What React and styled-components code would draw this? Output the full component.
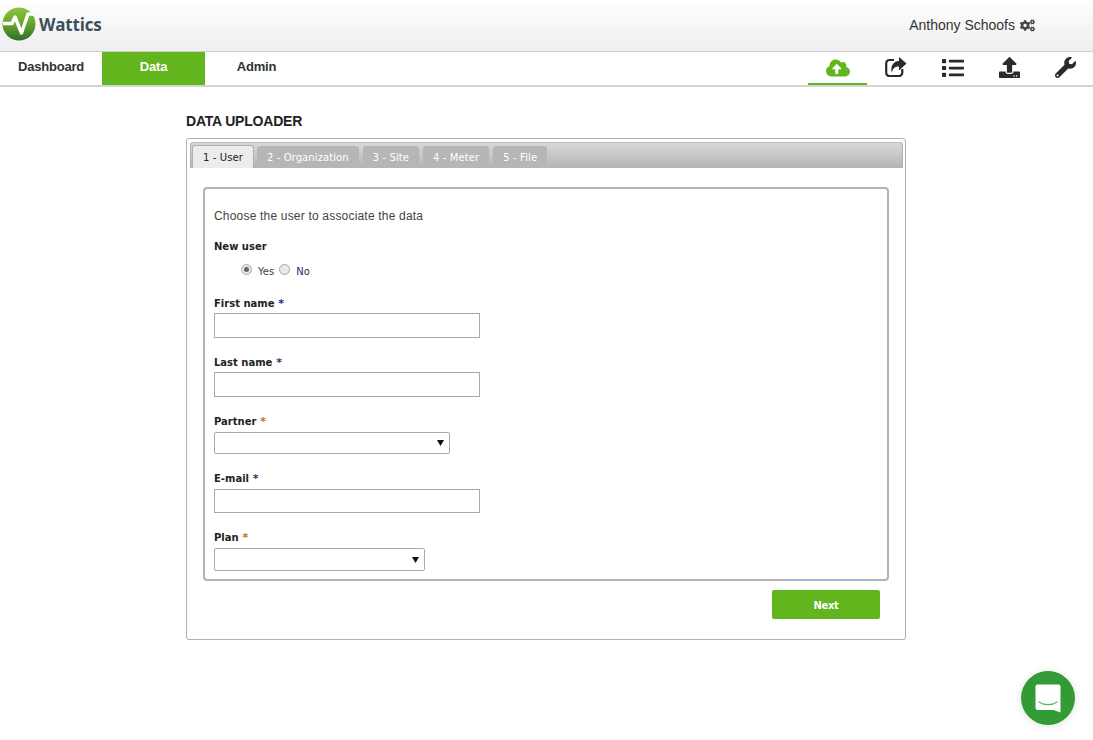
import React from 'react';
import styled, { createGlobalStyle } from 'styled-components';
import { FaCloudUploadAlt, FaList, FaUpload, FaWrench, FaCogs } from 'react-icons/fa';

const Global = createGlobalStyle`
  html, body { margin: 0; padding: 0; background: #fff; }
  body { font-family: "Liberation Sans", Arial, sans-serif; color: #333; }
`;

const Page = styled.div`
  width: 1093px;
  height: 740px;
  overflow: hidden;
  position: relative;
`;
const Header = styled.header`
  height: 51px;
  box-sizing: content-box;
  border-bottom: 1px solid #ccc;
  background: linear-gradient(#fff, #eeeeee);
  display: flex;
  align-items: flex-start;
  justify-content: space-between;
`;
const Brand = styled.div`
  display: flex;
  align-items: center;
  height: 34px;
  padding: 7px 0 0 2px;
`;
const BrandName = styled.span`
  font: bold 17px "Open Sans", "Liberation Sans", sans-serif;
  color: #3d4f58;
  margin-left: 3px;
  letter-spacing: -0.2px;
`;
const User = styled.div`
  display: flex;
  align-items: center;
  gap: 5px;
  font-size: 14px;
  color: #333;
  padding: 17px 58px 0 0;
`;
const Nav = styled.nav`
  height: 33px;
  border-bottom: 2px solid #d4d4d4;
  display: flex;
  justify-content: space-between;
`;
const Tabs = styled.div`
  display: flex;
`;
const NavLink = styled.a`
  width: ${p => p.$w}px;
  height: 33px;
  display: flex;
  align-items: center;
  justify-content: center;
  padding-bottom: 4px;
  box-sizing: border-box;
  font-size: 13px;
  letter-spacing: -0.2px;
  font-weight: bold;
  color: ${p => (p.$active ? '#fff' : '#333')};
  background: ${p => (p.$active ? '#62b51c' : 'transparent')};
`;
const Tools = styled.div`
  display: flex;
`;
const Tool = styled.a`
  width: ${p => p.$w ?? 57}px;
  height: 33px;
  box-sizing: border-box;
  display: flex;
  align-items: flex-start;
  justify-content: center;
  padding-top: ${p => p.$top ?? 5}px;
  color: ${p => (p.$active ? '#62b51c' : '#2b2b2b')};
  border-bottom: 2px solid ${p => (p.$active ? '#62b51c' : 'transparent')};
`;
const Main = styled.main`
  width: 720px;
  margin-left: 186px;
`;
const Title = styled.h1`
  margin: 26px 0 8px;
  font-size: 14px;
  line-height: 17px;
  font-weight: bold;
  letter-spacing: -0.2px;
  color: #222;
`;
const Card = styled.section`
  box-sizing: border-box;
  height: 502px;
  border: 1px solid #b0b0b0;
  border-radius: 3px;
  padding: 3px 2px 0 3px;
`;
const TabStrip = styled.div`
  height: 25px;
  box-sizing: content-box;
  border: 1px solid #b0b0b0;
  border-radius: 3px 3px 0 0;
  border-top-color: #bbb;
  border-bottom: none;
  background: linear-gradient(#d9d9d9, #b4b4b4);
  display: flex;
  padding-left: 1px;
  align-items: flex-end;
`;
const Tab = styled.div`
  height: ${p => (p.$active ? 23 : 22)}px;
  padding: 0 10px;
  margin-right: ${p => p.$gap ?? 4}px;
  ${p => p.$active && 'border: 1px solid #b0b0b0; border-bottom: none;'}
  box-sizing: border-box;
  border-radius: 3px 3px 0 0;
  background: ${p => (p.$active ? '#ececec' : '#b6b6b6')};
  color: ${p => (p.$active ? '#222' : '#fff')};
  font: normal 10px/23px "DejaVu Sans", sans-serif;
  letter-spacing: 0.1px;
`;
const Panel = styled.div`
  box-sizing: border-box;
  width: 686px;
  height: 394px;
  margin: 19px 0 0 13px;
  border: 2px solid #b4b4b4;
  border-radius: 4px;
  padding: 20px 9px 0;
`;
const Intro = styled.p`
  margin: 0 0 18px;
  font-size: 12px;
  line-height: 14px;
  letter-spacing: 0.19px;
  color: #444;
`;
const Field = styled.div`
  display: flex;
  flex-direction: column;
  align-items: flex-start;
  margin-bottom: ${p => p.$mb ?? 19}px;
`;
const Label = styled.label`
  font: bold 10px/12px "DejaVu Sans", sans-serif;
  color: #222;
  margin-bottom: ${p => p.$mb ?? 4}px;
`;
const Star = styled.span`
  color: ${p => p.$c};
  font-weight: bold;
  font-size: 11px;
`;
const Radios = styled.div`
  display: flex;
  align-items: center;
  height: 15px;
  margin: 7px 0 0 27px;
`;
const Radio = styled.span`
  width: 11px;
  height: 11px;
  box-sizing: border-box;
  border-radius: 50%;
  border: 1px solid #a8a8a8;
  background: #e9e9e9;
  display: inline-flex;
  align-items: center;
  justify-content: center;
  margin-top: -4px;
  &::after {
    content: '';
    display: ${p => (p.$on ? 'block' : 'none')};
    width: 5px;
    height: 5px;
    border-radius: 50%;
    background: #666;
  }
`;
const RadioText = styled.span`
  font: 10px "DejaVu Sans", sans-serif;
  color: ${p => p.$c};
  margin: 0 5px 0 6px;
`;
const Input = styled.input`
  box-sizing: border-box;
  width: 266px;
  height: ${p => p.$h ?? 25}px;
  border: 1px solid #a9a9a9;
  background: #fff;
  padding: 0;
  margin: 0;
`;
const SelectBox = styled.div`
  box-sizing: border-box;
  width: ${p => p.$w}px;
  height: ${p => p.$h}px;
  border: 1px solid #a9a9a9;
  border-radius: 2px;
  background: #fff;
  display: flex;
  align-items: center;
  justify-content: flex-end;
  padding: 0 5px 0 0;
`;
const Caret = styled.svg`
  width: 7px;
  height: 6px;
  fill: #111;
`;
const Actions = styled.div`
  display: flex;
  justify-content: flex-end;
  padding: 9px 23px 0 0;
`;
const NextButton = styled.button`
  width: 108px;
  height: 29px;
  border: none;
  border-radius: 2px;
  background: #62b51c;
  color: #fff;
  font: bold 10px "DejaVu Sans", sans-serif;
  letter-spacing: -0.3px;
  padding: 2px 0 0;
`;
const Chat = styled.div`
  position: absolute;
  left: 1021px;
  top: 671px;
  width: 54px;
  height: 54px;
  border-radius: 50%;
  background: #339b36;
  box-shadow: 0 1px 8px rgba(0,0,0,.12);
  display: flex;
  align-items: center;
  justify-content: center;
`;

const Logo = () => (
  <svg width="34" height="34" viewBox="0 0 34 34">
    <defs>
      <linearGradient id="lg" x1="0" y1="0" x2="0" y2="1">
        <stop offset="0" stopColor="#8cc63f" />
        <stop offset="0.55" stopColor="#62a02c" />
        <stop offset="1" stopColor="#2f6d2a" />
      </linearGradient>
    </defs>
    <circle cx="17" cy="17" r="16.5" fill="url(#lg)" />
    <path d="M1 16.5 H10 L13 10 L19.5 26 L26 7 H32" fill="none" stroke="#fff" strokeWidth="3.4" strokeLinejoin="round" />
  </svg>
);

const ShareIcon = () => (
  <svg width="22" height="20" viewBox="0 0 22 20" fill="#2b2b2b">
    <path d="M9 3H4.5A3.2 3.2 0 0 0 1.2 6.2v9.6A3.2 3.2 0 0 0 4.5 19h9.6a3.2 3.2 0 0 0 3.2-3.2V12" fill="none" stroke="#2b2b2b" strokeWidth="2.2" />
    <path d="M14 0 L21.5 6.5 L14 13.5 V9.5 C10 9.5 7.5 11 7 16 C5 10 8 4 14 4 Z" />
  </svg>
);

const Star2 = ({ c }) => <Star $c={c}> *</Star>;

const Select = ({ w, h }) => (
  <SelectBox $w={w} $h={h}>
    <Caret viewBox="0 0 7 6"><path d="M0 0h7L3.5 6z" /></Caret>
  </SelectBox>
);

export default function App() {
  return (
    <Page>
      <Global />
      <Header>
        <Brand>
          <Logo />
          <BrandName>Wattics</BrandName>
        </Brand>
        <User>
          Anthony Schoofs <FaCogs size={15} color="#444" />
        </User>
      </Header>
      <Nav>
        <Tabs>
          <NavLink $w={102}>Dashboard</NavLink>
          <NavLink $w={103} $active>Data</NavLink>
          <NavLink $w={103}>Admin</NavLink>
        </Tabs>
        <Tools>
          <Tool $active $w={59} $top={4}><FaCloudUploadAlt size={24} /></Tool>
          <Tool><ShareIcon /></Tool>
          <Tool><FaList size={22} /></Tool>
          <Tool><FaUpload size={21} /></Tool>
          <Tool $w={55}><FaWrench size={21} /></Tool>
        </Tools>
      </Nav>
      <Main>
        <Title>DATA UPLOADER</Title>
        <Card>
          <TabStrip>
            <Tab $active $gap={3}>1 - User</Tab>
            <Tab>2 - Organization</Tab>
            <Tab>3 - Site</Tab>
            <Tab>4 - Meter</Tab>
            <Tab>5 - File</Tab>
          </TabStrip>
          <Panel>
            <Intro>Choose the user to associate the data</Intro>
            <Field>
              <Label>New user</Label>
              <Radios>
                <Radio $on />
                <RadioText $c="#444">Yes</RadioText>
                <Radio />
                <RadioText $c="#1f2a6b">No</RadioText>
              </Radios>
            </Field>
            <Field>
              <Label $mb={3}>First name<Star2 c="#1f2a9b" /></Label>
              <Input />
            </Field>
            <Field>
              <Label $mb={3}>Last name<Star2 c="#333366" /></Label>
              <Input />
            </Field>
            <Field>
              <Label>Partner<Star2 c="#c87000" /></Label>
              <Select w={236} h={22} />
            </Field>
            <Field>
              <Label>E-mail<Star2 c="#333366" /></Label>
              <Input $h={24} />
            </Field>
            <Field $mb={0}>
              <Label>Plan<Star2 c="#c87000" /></Label>
              <Select w={211} h={23} />
            </Field>
          </Panel>
          <Actions>
            <NextButton>Next</NextButton>
          </Actions>
        </Card>
      </Main>
      <Chat>
        <svg width="26" height="29" viewBox="0 0 26 29">
          <path d="M2.5 0.5h21a2 2 0 0 1 2 2v26l-7-2.5H2.5a2 2 0 0 1-2-2V2.5a2 2 0 0 1 2-2z" fill="#fff" />
          <path d="M4 18c5 3.5 13 3.5 18 0" fill="none" stroke="#5cb060" strokeWidth="1.3" strokeLinecap="round" />
        </svg>
      </Chat>
    </Page>
  );
}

Task details: Check each line above for the string "components" and show the ones that have it.

Written response:
What React and styled-components code would draw this? Output the full component.
import styled, { createGlobalStyle } from 'styled-components';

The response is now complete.